When Google started its first fiber network offering in the US, it also came up with a clever idea of free colocation service in its nearby data centers to content providers such as YouTube, Netflix and Akamai. In this way, it can minimize the content buffering and network congestions from transferring large amount of contents from remote hosting locations by the providers and thus greatly improve the customer experience from Google Fiber Network.
Amazon surely has exploited the similar idea more broadly and globally. Amazon, with its conglomerate products and services, is interested in both content delivery by itself and offering public cloud services for customers with streaming contents on their web sites. To fast expand into a dominant global IaaS provider, besides its global data centers, it has designed and implemented “AWS Edge Locations” in its Global Infrastructure strategies. Now Amazon has 50+ of them. These Edge Locations serve as the “caching” locations for local contents and data that are more convenient to its customers but outside its existing data centers. These Edge Locations provided AWS more advantages for serving global customers with local contents and faster data access without the full investment cycles of building data centers at each global location needed.
Google’s colos and Amazon’s Edge implementations not only help themselves and their customers with content and data deliveries, they will also allow the companies to proactively mitigate the potential negative impacts from the coming Net Neutrality ruling which is pending in the US congress. More importantly, they can be extended to significant geographical advantage and flexibility in the cloud service offerings in the near future, both in the US and internationally.

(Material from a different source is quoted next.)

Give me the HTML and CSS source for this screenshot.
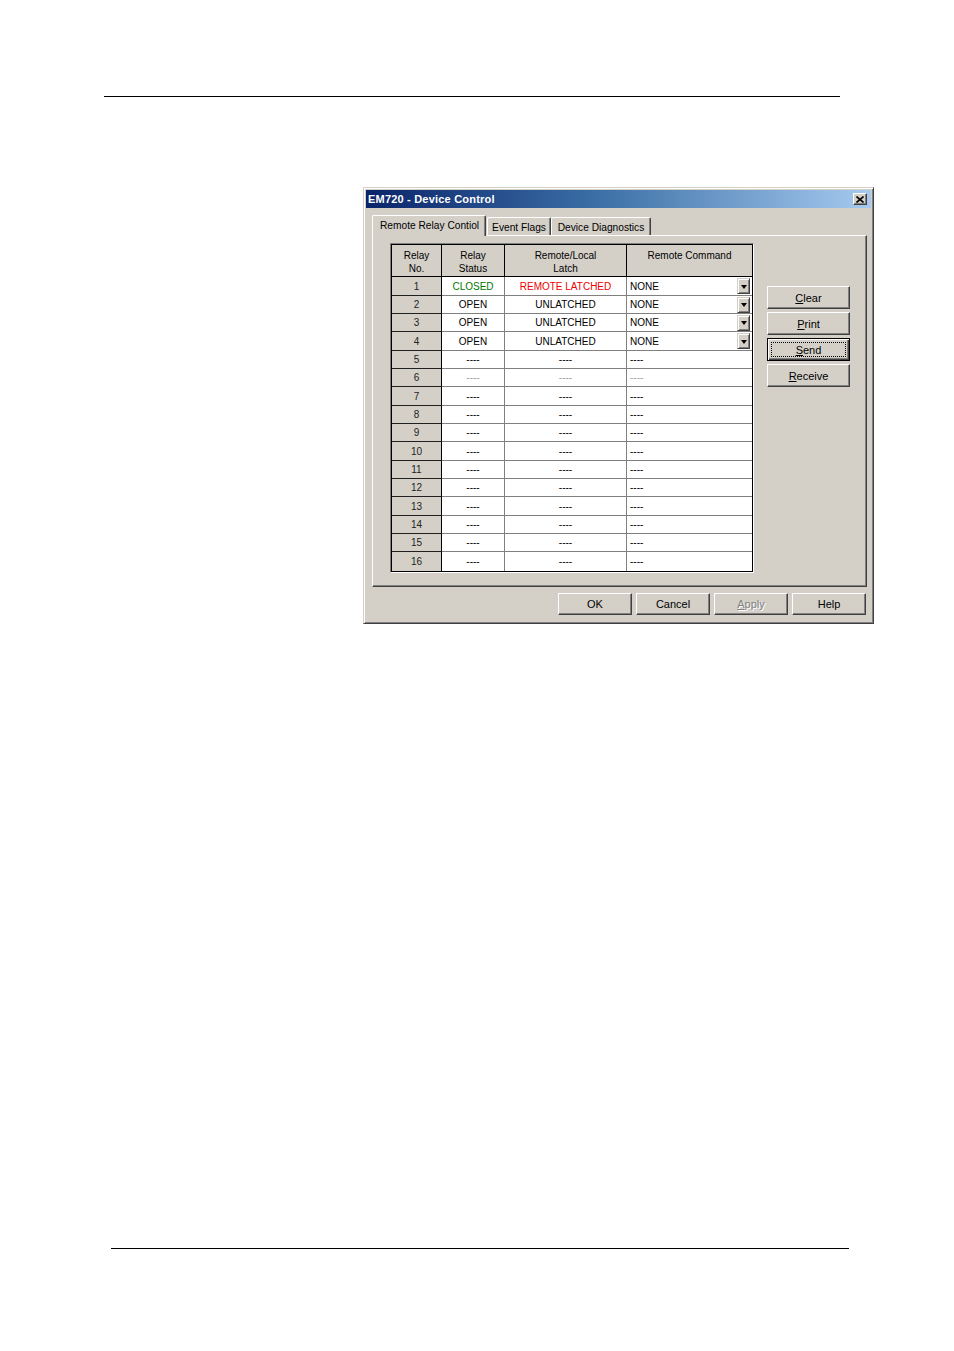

Global geographic advantage will be critical to the success of a global public cloud provider, especially in IaaS space. The importance of this advantage has already been discussed in TriStrategist’s earlier blog on The Positioning of Public Cloud Services-Part III published on September 19, 2014.

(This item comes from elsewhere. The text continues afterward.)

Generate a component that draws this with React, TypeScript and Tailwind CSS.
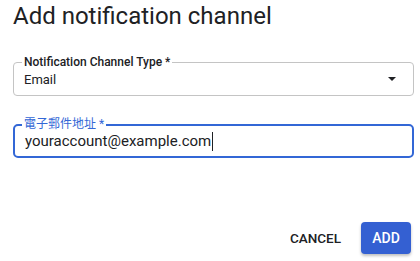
import React from "react";

export default function App() {
  return (
    <div className="w-[420px] h-[261px] bg-white relative overflow-hidden" style={{ fontFamily: "Roboto, 'Noto Sans CJK TC', sans-serif" }}>
      <h1 className="absolute left-[13px] top-[0px] text-[24px] leading-[32px] text-[#202124] font-normal">Add notification channel</h1>
      <div className="px-[13px] pt-[62px] pr-[6px] flex flex-col">
        <div className="relative h-[34px] border border-[#c4c4c4] rounded-[4px] flex items-center px-[10px]">
          <span className="absolute left-[8px] -top-[9px] bg-white px-[2px] text-[12px] leading-[16px] font-medium text-[#202124]">Notification Channel Type *</span>
          <span className="text-[13px] text-[#202124] pt-[1px]">Email</span>
          <svg className="ml-auto mr-[7px]" width="8" height="4" viewBox="0 0 8 4"><path d="M0 0 L8 0 L4 4 Z" fill="#202124" /></svg>
        </div>
        <div className="relative mt-[28px] h-[34px] border-2 border-[#3367d6] rounded-[5px] flex items-center px-[9px]">
          <span className="absolute left-[7px] -top-[10px] bg-white px-[2px] text-[12px] leading-[16px] text-[#3367d6]">電子郵件地址 *</span>
          <span className="text-[15px] text-[#202124] pt-[1px] pl-[1px]">youraccount@example.com</span>
          <span className="w-[1px] h-[19px] bg-[#202124] ml-[1px]" />
        </div>
      </div>
      <div className="absolute right-[9px] top-[222px] flex items-center gap-[20px]">
        <span className="text-[13.5px] font-medium text-[#202124]">CANCEL</span>
        <span className="w-[50px] h-[32px] rounded-[4px] bg-[#3460d2] text-white text-[14px] font-medium flex items-center justify-center shadow-[0_2px_3px_rgba(0,0,0,0.25)]">ADD</span>
      </div>
    </div>
  );
}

This week in the news, SAP signed a pack with IBM on October 14 to leverage the full fleet of IBM global cloud data centers, in addition to SAP’s own 20 of them, to expand SAP services and store SAP data in local regions to better accommodate the new regulatory requirements from different countries. IBM invested $1.2 billion from the beginning of 2014 to expand its global footprint on cloud data centers to about 40, including 15 from the SoftLayer acquisition and 12 existing ones of its own. Although many are still in the plan, IBM’s strategy of pursuing global geographic advantage apparently has already gained itself some needed edge to catch up on the global cloud war. Data security and sovereignty have long been concerns for many countries and governments to adopt public cloud services by global providers, certainly including the US government. The breakout of the NSA PRISM scandal only worsened the situation. Now several European countries have passed regulations or compliance requirements to have their business or government data reside locally in the country or on the continent. Countries in other regions will surely follow suit. Very soon, the global strategic spread of the data centers will become a prerequisite for a public cloud provider to survive in the global space or be reduced to a niche provider in a few markets.
In the next few years, geographic advantage will likely become the most significant deciding factor in the competitions among global IaaS providers.